As long as the political taboo on raising taxes endures, the service will be in financial peril. 

It has long been clear that the NHS is in financial ill-health. But today's figures, conveniently delayed until after the Conservative conference, are still stunningly bad. The service ran a deficit of £930m between April and June (greater than the £820m recorded for the whole of the 2014/15 financial year) and is on course for a shortfall of at least £2bn this year - its worst position for a generation. 

Though often described as having been shielded from austerity, owing to its ring-fenced budget, the NHS is enduring the toughest spending settlement in its history. Since 1950, health spending has grown at an average annual rate of 4 per cent, but over the last parliament it rose by just 0.5 per cent. An ageing population, rising treatment costs and the social care crisis all mean that the NHS has to run merely to stand still. The Tories have pledged to provide £10bn more for the service but this still leaves £20bn of efficiency savings required. 

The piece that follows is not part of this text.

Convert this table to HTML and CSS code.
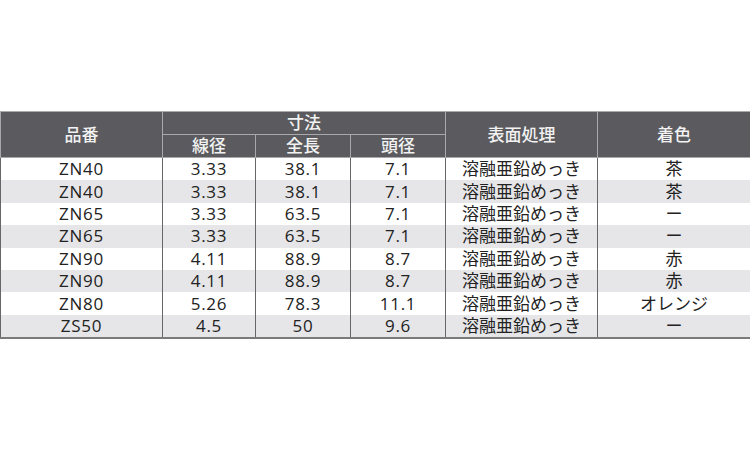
FILE: index.html
```html
<!DOCTYPE html>
<html lang="ja">
<head>
<meta charset="utf-8">
<title>仕様表</title>
<link rel="stylesheet" href="styles.css">
</head>
<body>
<div class="page">
<table class="spec">
<colgroup>
<col class="c1"><col class="c2"><col class="c3"><col class="c4"><col class="c5"><col class="c6">
</colgroup>
<thead>
<tr>
<th rowspan="2">品番</th>
<th colspan="3">寸法</th>
<th rowspan="2">表面処理</th>
<th rowspan="2">着色</th>
</tr>
<tr>
<th>線径</th>
<th>全長</th>
<th>頭径</th>
</tr>
</thead>
<tbody>
<tr><td class="lat">ZN40</td><td class="num l1">3.33</td><td class="num l2">38.1</td><td class="num r">7.1</td><td class="fin">溶融亜鉛めっき</td><td>茶</td></tr>
<tr><td class="lat">ZN40</td><td class="num l1">3.33</td><td class="num l2">38.1</td><td class="num r">7.1</td><td class="fin">溶融亜鉛めっき</td><td>茶</td></tr>
<tr><td class="lat">ZN65</td><td class="num l1">3.33</td><td class="num l2">63.5</td><td class="num r">7.1</td><td class="fin">溶融亜鉛めっき</td><td>ー</td></tr>
<tr><td class="lat">ZN65</td><td class="num l1">3.33</td><td class="num l2">63.5</td><td class="num r">7.1</td><td class="fin">溶融亜鉛めっき</td><td>ー</td></tr>
<tr><td class="lat">ZN90</td><td class="num l1">4.11</td><td class="num l2">88.9</td><td class="num r">8.7</td><td class="fin">溶融亜鉛めっき</td><td>赤</td></tr>
<tr><td class="lat">ZN90</td><td class="num l1">4.11</td><td class="num l2">88.9</td><td class="num r">8.7</td><td class="fin">溶融亜鉛めっき</td><td>赤</td></tr>
<tr><td class="lat">ZN80</td><td class="num l1">5.26</td><td class="num l2">78.3</td><td class="num r">11.1</td><td class="fin">溶融亜鉛めっき</td><td>オレンジ</td></tr>
<tr><td class="lat">ZS50</td><td class="num l1">4.5</td><td class="num l2">50</td><td class="num r">9.6</td><td class="fin">溶融亜鉛めっき</td><td>ー</td></tr>
</tbody>
</table>
</div>
</body>
</html>
```
FILE: styles.css
```css
html, body {
  margin: 0;
  padding: 0;
  background: #ffffff;
}
.page {
  padding-top: 111px;
}
.spec {
  width: 750px;
  table-layout: fixed;
  border-collapse: collapse;
  font-family: "Open Sans", "Noto Sans CJK JP", sans-serif;
  font-size: 17px;
  color: #222222;
}
.c1 { width: 162px; }
.c2 { width: 93px; }
.c3 { width: 95px; }
.c4 { width: 95px; }
.c5 { width: 152px; }
.c6 { width: 153px; }

.spec th {
  background: #5b5b5f;
  color: #f2f2f2;
  font-weight: 500;
  border: 1px solid #a9a9ab;
  height: 22px;
  padding: 0;
  line-height: 20px;
  text-align: center;
}
.spec td {
  height: 22.4px;
  padding: 0;
  line-height: 20px;
  text-align: center;
  border-left: 1px solid #666666;
  border-right: 1px solid #666666;
  white-space: nowrap;
}
.spec tbody tr:nth-child(even) td {
  background: #e6e6e8;
}
.spec tbody tr:last-child td {
  border-bottom: 2px solid #7a7a7a;
}
.lat, .num {
  letter-spacing: 0.7px;
}
.l1 {
  text-align: left;
  padding-left: 28px;
}
.l2 {
  text-align: left;
  padding-left: 30px;
}
.r {
  text-align: right;
  padding-right: 30px;
}
.fin {
  text-align: left;
  padding-left: 15px;
}
```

Speculation is now turning to whether George Osborne will provide an emergency injection of funds in the Autumn Statement on 25 November. But the long-term question is whether anyone is prepared to offer a sustainable solution to the crisis. Health experts argue that only a rise in general taxation (income tax, VAT, national insurance), patient charges or a hypothecated "health tax" will secure the future of a universal, high-quality service. But the political taboo against increasing taxes on all but the richest means no politician has ventured into this territory. Shadow health secretary Heidi Alexander has today called for the government to "find money urgently to get through the coming winter months". But the bigger question is whether, under Jeremy Corbyn, Labour is prepared to go beyond sticking-plaster solutions. 

George Eaton is political editor of the New Statesman.